Reception: Tuesday, 5 February, 6 - 8 pm
Gagosian Gallery is pleased to announce the exhibition in London of an important group of late Warhol paintings, which have not been previously seen in full. Additional paintings and drawings from this series will be shown at the New York gallery in March.
In the mid-1980s Andy Warhol made a series of large (72x80") and small (16x20") silkscreened black and white paintings of images taken from advertisements, diagrams, maps, and illustrations in newspapers and magazines. With images of Russian missile bases, maps of Iran and Afghanistan, and common consumer items such as sneakers, hamburgers and motorbikes, they have a continuing uncanny resonance some 15 years after their creation. Warhol's constant themes of consumer culture, death and religion are powerfully represented in these late works. The paintings are contemporary with the collaborations Warhol made at this period with Jean-Michel Basquiat and Francesco Clemente, which revitalised his interest in painting, and which are directly related to the early Pop paintings which established Warhol's reputation in the early 1960s.

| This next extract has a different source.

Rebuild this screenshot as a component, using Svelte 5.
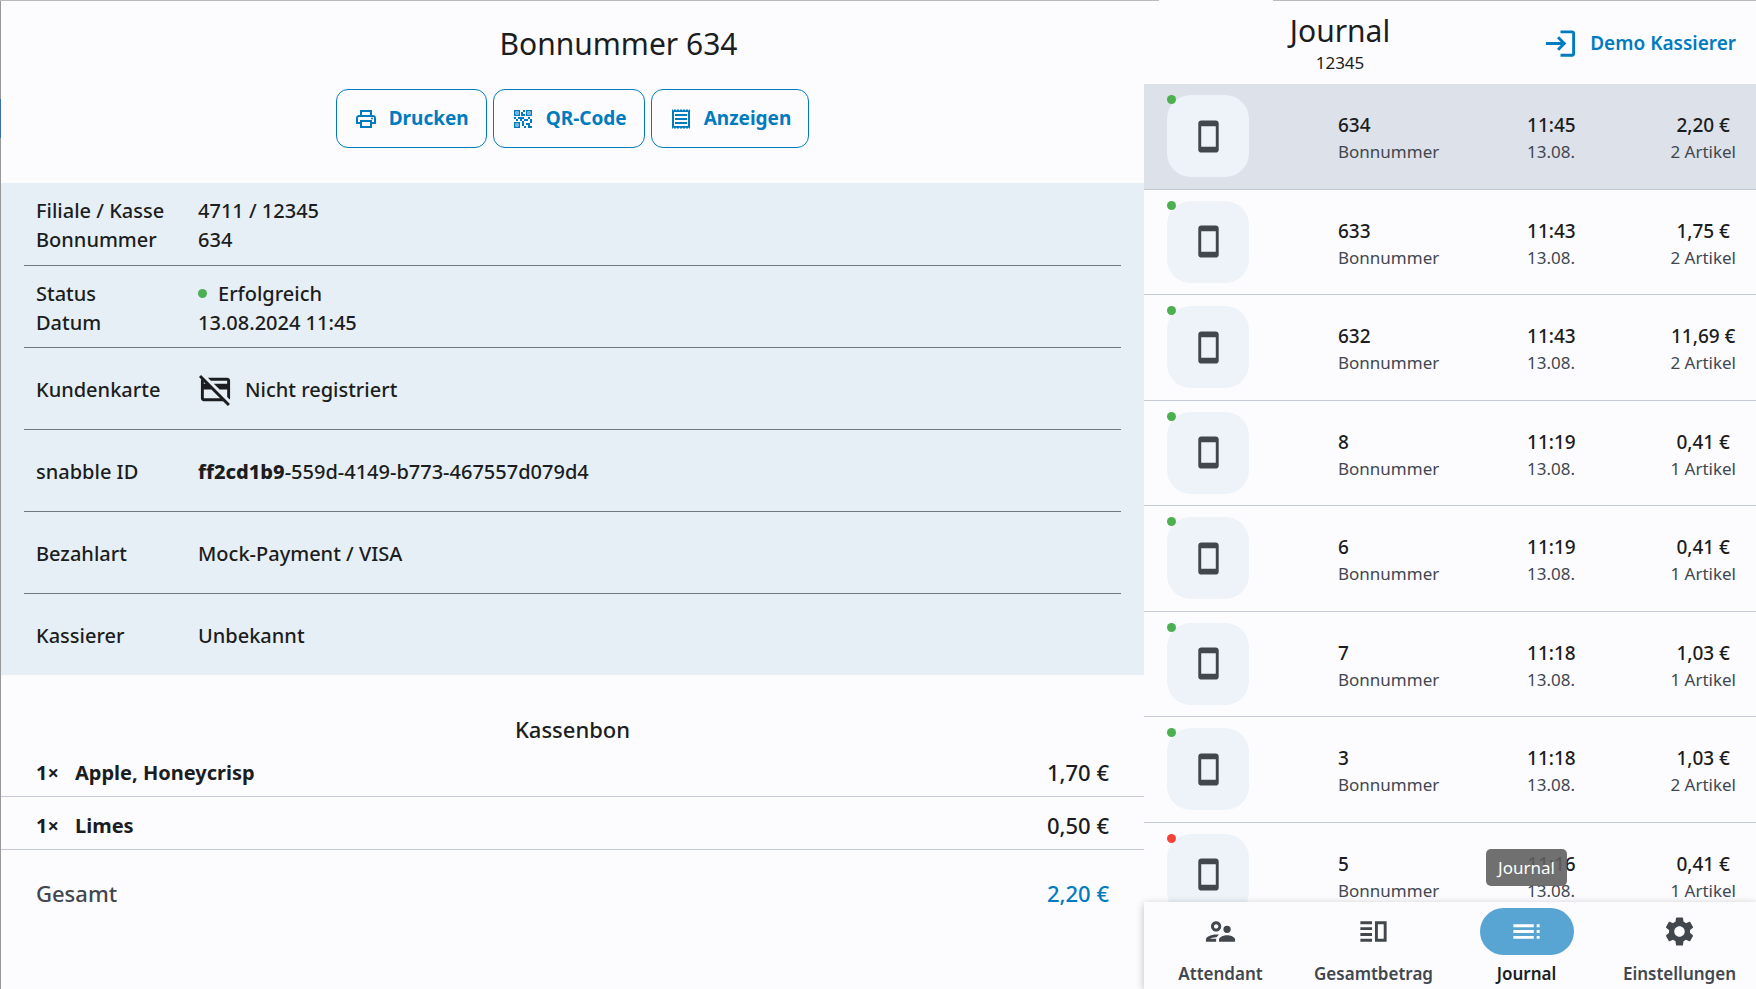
<script lang="ts">
  const actions = [
    { icon: "print", label: "Drucken" },
    { icon: "qr", label: "QR-Code" },
    { icon: "receipt", label: "Anzeigen" },
  ];

  const items = [
    { amount: 1, name: "Apple, Honeycrisp", price: "1,70 €" },
    { amount: 1, name: "Limes", price: "0,50 €" },
  ];

  const entries = [
    { id: "634", time: "11:45", total: "2,20 €", count: 2, ok: true },
    { id: "633", time: "11:43", total: "1,75 €", count: 2, ok: true },
    { id: "632", time: "11:43", total: "11,69 €", count: 2, ok: true },
    { id: "8", time: "11:19", total: "0,41 €", count: 1, ok: true },
    { id: "6", time: "11:19", total: "0,41 €", count: 1, ok: true },
    { id: "7", time: "11:18", total: "1,03 €", count: 1, ok: true },
    { id: "3", time: "11:18", total: "1,03 €", count: 2, ok: true },
    { id: "5", time: "11:16", total: "0,41 €", count: 1, ok: false },
  ];

  const tabs = [
    { icon: "people", label: "Attendant" },
    { icon: "split", label: "Gesamtbetrag" },
    { icon: "toc", label: "Journal" },
    { icon: "settings", label: "Einstellungen" },
  ];

  const icons: Record<string, string> = {
    print:
      "M19 8h-1V3H6v5H5c-1.66 0-3 1.34-3 3v6h4v4h12v-4h4v-6c0-1.66-1.34-3-3-3zM8 5h8v3H8V5zm8 14H8v-4h8v4zm2-4v-2H6v2H4v-4c0-.55.45-1 1-1h14c.55 0 1 .45 1 1v4h-2zM17 11.5a1 1 0 1 0 2 0a1 1 0 1 0-2 0z",
    qr: "M15 21h-2v-2h2v2zm-2-7h-2v5h2v-5zm8-2h-2v4h2v-4zm-2-2h-2v2h2v-2zM7 12H5v2h2v-2zm-2-2H3v2h2v-2zm7-5h2V3h-2v2zm-7.5-.5v3h3v-3h-3zM9 9H3V3h6v6zm-4.500 7.500v3h3v-3h-3zM9 21H3v-6h6v6zm7.500-16.500v3h3v-3h-3zM21 9h-6V3h6v6zm-2 10v-3h-4v2h2v3h4v-2h-2zm-2-7h-4v2h4v-2zm-4-2H7v2h2v2h2v-2h2v-2zm1-1V7h-2V5h-2v4h4zM6.750 5.250h-1.500v1.500h1.500v-1.500zm0 12h-1.500v1.500h1.500v-1.500zm12-12h-1.500v1.500h1.500v-1.500z",
    receipt:
      "M19.500 3.500L18 2l-1.500 1.500L15 2l-1.500 1.500L12 2l-1.500 1.500L9 2 7.500 3.500 6 2 4.500 3.500 3 2v20l1.500-1.500L6 22l1.500-1.500L9 22l1.500-1.500L12 22l1.500-1.500L15 22l1.500-1.500L18 22l1.500-1.500L21 22V2l-1.500 1.500zM19 19.090H5V4.910h14v14.180zM6 15h12v2H6zM6 11h12v2H6zM6 7h12v2H6z",
    login:
      "M11 7L9.600 8.400l2.600 2.600H2v2h10.200l-2.600 2.600L11 17l5-5-5-5zm9 12h-8v2h8c1.100 0 2-.9 2-2V5c0-1.100-.9-2-2-2h-8v2h8v14z",
    phone:
      "M17 1H7c-1.100 0-2 .9-2 2v18c0 1.100.9 2 2 2h10c1.100 0 2-.9 2-2V3c0-1.100-.9-2-2-2zM17 19H7V5h10v14z",
    cardOff:
      "M6.830 4H20c1.110 0 2 .89 2 2v12c0 .34-.08.66-.23.94L20 17.170V12h-5.170l-4-4H20V6H8.830l-2-2zM20.490 23.310L17.170 20H4c-1.110 0-2-.89-2-2L2.010 6c0-.34.08-.66.24-.93L.69 3.510 2.100 2.100l19.800 19.800-1.410 1.410zM4 6.830V8h1.170L4 6.830zM15.170 18l-6-6H4v6h11.170z",
    people:
      "M9 12c1.930 0 3.500-1.570 3.500-3.500S10.930 5 9 5 5.500 6.570 5.500 8.500 7.070 12 9 12zm0-5c.83 0 1.500.67 1.500 1.500S9.830 10 9 10s-1.500-.67-1.500-1.500S8.170 7 9 7zm.05 10H4.770c.99-.5 2.700-1 4.230-1 .11 0 .23.01.34.01.34-.73.93-1.330 1.640-1.810-.73-.13-1.420-.2-1.980-.2-2.340 0-7 1.170-7 3.500V19h7v-1.500c0-.17.02-.34.05-.5zm7.450-2.500c-1.840 0-5.500 1.010-5.500 3V19h11v-1.500c0-1.990-3.660-3-5.500-3zM14 10.500a2.500 2.500 0 1 0 5 0a2.500 2.500 0 1 0-5 0z",
    split:
      "M3 5h8v2H3zM3 9h8v2H3zM3 13h8v2H3zM3 17h8v2H3zM13 5h8v14h-8zM15 7v10h4V7z",
    toc: "M3 9h14V7H3v2zm0 4h14v-2H3v2zm0 4h14v-2H3v2zm16 0h2v-2h-2v2zm0-10v2h2V7h-2zm0 6h2v-2h-2v2z",
    settings:
      "M19.140 12.940c.04-.3.06-.61.06-.94 0-.32-.02-.64-.07-.94l2.030-1.580c.18-.14.23-.41.12-.61l-1.920-3.320c-.12-.22-.37-.29-.59-.22l-2.390.96c-.5-.38-1.030-.7-1.620-.94l-.36-2.540c-.04-.24-.24-.41-.48-.41h-3.840c-.24 0-.43.17-.47.41l-.36 2.540c-.59.24-1.130.57-1.620.94l-2.390-.96c-.22-.08-.47 0-.59.22L2.740 8.870c-.12.21-.08.47.12.61l2.030 1.580c-.05.3-.09.63-.09.94s.02.64.07.94l-2.030 1.580c-.18.14-.23.41-.12.61l1.920 3.320c.12.22.37.29.59.22l2.390-.96c.5.38 1.030.7 1.620.94l.36 2.540c.05.24.24.41.48.41h3.840c.24 0 .44-.17.47-.41l.36-2.540c.59-.24 1.130-.56 1.620-.94l2.390.96c.22.08.47 0 .59-.22l1.920-3.320c.12-.22.07-.47-.12-.61l-2.010-1.580zM12 15.600c-1.980 0-3.600-1.620-3.600-3.600s1.620-3.600 3.600-3.600 3.600 1.620 3.600 3.600-1.620 3.600-3.600 3.600z",
  };

  let selected = $state("634");
  let activeTab = $state("Journal");
</script>

{#snippet icon(name: string)}
  <svg class="icon" viewBox="0 0 24 24" aria-hidden="true">
    <path d={icons[name]} fill="currentColor" fill-rule="evenodd" />
  </svg>
{/snippet}

<div class="app">
  <main class="receipt">
    <h1>Bonnummer 634</h1>
    <div class="actions">
      {#each actions as action (action.label)}
        <button>
          {@render icon(action.icon)}
          {action.label}
        </button>
      {/each}
    </div>

    <section class="info">
      <dl>
        <div class="line"><dt>Filiale / Kasse</dt><dd>4711 / 12345</dd></div>
        <div class="line"><dt>Bonnummer</dt><dd>634</dd></div>
      </dl>
      <dl>
        <div class="line">
          <dt>Status</dt>
          <dd class="status"><span class="dot"></span>Erfolgreich</dd>
        </div>
        <div class="line"><dt>Datum</dt><dd>13.08.2024 11:45</dd></div>
      </dl>
      <dl>
        <div class="line">
          <dt>Kundenkarte</dt>
          <dd class="card">{@render icon("cardOff")}Nicht registriert</dd>
        </div>
      </dl>
      <dl>
        <div class="line">
          <dt>snabble ID</dt>
          <dd><b>ff2cd1b9</b>-559d-4149-b773-467557d079d4</dd>
        </div>
      </dl>
      <dl>
        <div class="line"><dt>Bezahlart</dt><dd>Mock-Payment / VISA</dd></div>
      </dl>
      <dl>
        <div class="line"><dt>Kassierer</dt><dd>Unbekannt</dd></div>
      </dl>
    </section>

    <h2>Kassenbon</h2>
    <ul class="items">
      {#each items as item (item.name)}
        <li>
          <span class="amount">{item.amount}×</span>
          <span class="name">{item.name}</span>
          <span class="price">{item.price}</span>
        </li>
      {/each}
    </ul>
    <div class="sum">
      <span>Gesamt</span>
      <span class="value">2,20 €</span>
    </div>
  </main>

  <aside class="journal">
    <header>
      <div class="title">
        <h1>Journal</h1>
        <p>12345</p>
      </div>
      <button class="login">
        {@render icon("login")}
        Demo Kassierer
      </button>
    </header>

    <div class="entries">
      {#each entries as entry (entry.id)}
        <button
          class="entry"
          class:selected={entry.id === selected}
          onclick={() => (selected = entry.id)}
        >
          <span class="tile">
            <span class="dot badge" class:failed={!entry.ok}></span>
            {@render icon("phone")}
          </span>
          <span class="cell"><strong>{entry.id}</strong><small>Bonnummer</small></span>
          <span class="cell"><strong>{entry.time}</strong><small>13.08.</small></span>
          <span class="cell total"><strong>{entry.total}</strong><small>{entry.count} Artikel</small></span>
        </button>
      {/each}
    </div>

    <nav>
      {#each tabs as tab (tab.label)}
        <button
          class="tab"
          class:active={tab.label === activeTab}
          onclick={() => (activeTab = tab.label)}
        >
          <span class="pill">{@render icon(tab.icon)}</span>
          {tab.label}
          {#if tab.label === activeTab}
            <span class="tooltip" role="tooltip">{tab.label}</span>
          {/if}
        </button>
      {/each}
    </nav>
  </aside>
</div>

<style>
  :global(body) {
    background: #fcfcff;
  }

  .app {
    --blue: #007bbf;
    --ink: #1b1d20;
    --muted: #42474e;
    --line: #c5cad2;
    display: grid;
    grid-template-columns: minmax(0, 1143fr) minmax(0, 612fr);
    height: 100vh;
    box-sizing: border-box;
    padding: 1px 0 0 1px;
    overflow: hidden;
    /* window edge: top line with a gap above the journal, left line with a blue part */
    background:
      linear-gradient(90deg, #b9b9bb 66%, transparent 66% 72.5%, #b9b9bb 72.5%) top / 100% 1px no-repeat,
      linear-gradient(#98989a 10%, #3a6fae 10% 14%, #98989a 14%) left / 1px 100% no-repeat,
      #fcfcff;
    color: var(--ink);
    font-family: "Noto Sans", "Open Sans", sans-serif;
    font-size: 19px;
    line-height: 29px;
    font-weight: 500;
  }

  h1,
  h2,
  p,
  dl,
  dd,
  ul {
    margin: 0;
    padding: 0;
  }

  button {
    font: inherit;
    color: inherit;
    background: none;
    border: none;
    padding: 0;
    cursor: pointer;
  }

  h1 {
    font-size: 30px;
    line-height: 38px;
    font-weight: 400;
  }

  .icon {
    width: 35px;
    height: 35px;
    flex: none;
  }

  .dot {
    width: 9px;
    height: 9px;
    border-radius: 50%;
    background: #4caf50;
  }

  .receipt {
    overflow: auto;
  }

  .receipt h1 {
    padding: 24px 0 0 92px;
    text-align: center;
  }

  .actions {
    display: flex;
    justify-content: center;
    gap: 6px;
    padding: 26px 0 35px;
  }

  .actions button {
    display: flex;
    align-items: center;
    gap: 11px;
    height: 59px;
    padding: 0 17px;
    border: 1px solid var(--blue);
    border-radius: 12px;
    color: var(--blue);
    font-weight: 700;
  }

  .actions .icon {
    width: 24px;
    height: 24px;
  }

  .info {
    padding: 0 23px;
    background: #e7eff6;
    font-size: 20px;
  }

  dl {
    display: flex;
    flex-direction: column;
    justify-content: center;
    box-sizing: border-box;
    height: 82px;
    padding: 2px 12px 0;
  }

  dl + dl {
    border-top: 1px solid #70777f;
  }

  .line {
    display: flex;
    align-items: center;
  }

  dt {
    width: 162px;
  }

  dd {
    display: flex;
  }

  .status {
    align-items: center;
    gap: 11px;
  }

  .card {
    align-items: center;
    gap: 12px;
  }

  b {
    font-weight: 800;
  }

  h2 {
    padding: 39px 0 0;
    text-align: center;
    font-size: 22px;
    line-height: 30px;
    font-weight: 500;
  }

  .items {
    list-style: none;
    font-size: 20px;
  }

  .items li {
    display: flex;
    align-items: center;
    box-sizing: border-box;
    height: 53px;
    padding: 4px 35px 0;
    border-bottom: 1px solid var(--line);
    font-weight: 700;
  }

  .items .amount {
    width: 39px;
  }

  .price {
    margin-left: auto;
    font-size: 22px;
    font-weight: 500;
  }

  .sum {
    display: flex;
    justify-content: space-between;
    padding: 29px 35px;
    color: var(--muted);
    font-size: 22px;
  }

  .sum .value {
    color: var(--blue);
  }

  .journal {
    display: flex;
    flex-direction: column;
    min-height: 0;
  }

  header {
    display: grid;
    grid-template-columns: 8fr 5fr;
    align-items: center;
    box-sizing: border-box;
    height: 83px;
    padding: 2px 20px 0;
    flex: none;
  }

  .title {
    text-align: center;
  }

  header p {
    font-size: 17px;
    line-height: 26px;
    font-weight: 400;
  }

  .login {
    display: flex;
    align-items: center;
    justify-content: flex-end;
    gap: 12px;
    color: var(--blue);
    font-weight: 600;
    white-space: nowrap;
  }

  .entries {
    display: grid;
    grid-auto-rows: max(105px, 12.9%);
    flex: 1;
    min-height: 0;
    overflow: hidden;
  }

  .entry {
    display: grid;
    grid-template-columns: 171px 186fr 141fr auto;
    align-items: center;
    box-sizing: border-box;
    width: 100%;
    padding: 0 20px 0 23px;
    border-bottom: 1px solid var(--line);
    text-align: left;
  }

  .selected {
    background: #dde1ea;
  }

  .tile {
    position: relative;
    display: flex;
    align-items: center;
    justify-content: center;
    width: 82px;
    height: 82px;
    border-radius: 24px;
    background: #edf3f8;
    color: var(--muted);
  }

  .badge {
    position: absolute;
    top: 0;
    left: 0;
  }

  .failed {
    background: #f44336;
  }

  .cell {
    display: flex;
    flex-direction: column;
    padding-top: 4px;
  }

  .total {
    align-items: center;
  }

  strong {
    line-height: 28px;
    font-weight: 500;
  }

  small {
    color: var(--muted);
    font-size: 17px;
    line-height: 26px;
    font-weight: 400;
  }

  nav {
    display: grid;
    grid-template-columns: repeat(4, 1fr);
    height: 87px;
    flex: none;
    background: #fcfcff;
    box-shadow: 0 2px 8px rgba(0, 0, 0, 0.25);
    z-index: 1;
  }

  .tab {
    position: relative;
    display: flex;
    flex-direction: column;
    align-items: center;
    gap: 4px;
    padding-top: 6px;
    color: var(--muted);
    font-size: 17px;
    font-weight: 600;
  }

  .pill {
    display: flex;
    align-items: center;
    justify-content: center;
    width: 94px;
    height: 47px;
    border-radius: 24px;
  }

  .active {
    color: var(--ink);
  }

  .active .pill {
    background: #58a4d3;
    color: #fff;
  }

  .tooltip {
    position: absolute;
    bottom: 103px;
    padding: 4px 12px;
    border-radius: 5px;
    background: rgba(97, 97, 97, 0.9);
    color: #fff;
    font-weight: 400;
  }
</style>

Andy Warhol (1928-87) was born in Pittsburgh, and moved to New York in 1949, where he became a well-known fashion illustrator. In the 1960s his paintings, films and other activities established Warhol's Factory as the famous epicentre of radical creativity in New York. Since his death in 1987, the continuity and importance of his work overall has become more widely recognised, and The Andy Warhol Museum opened in 1994.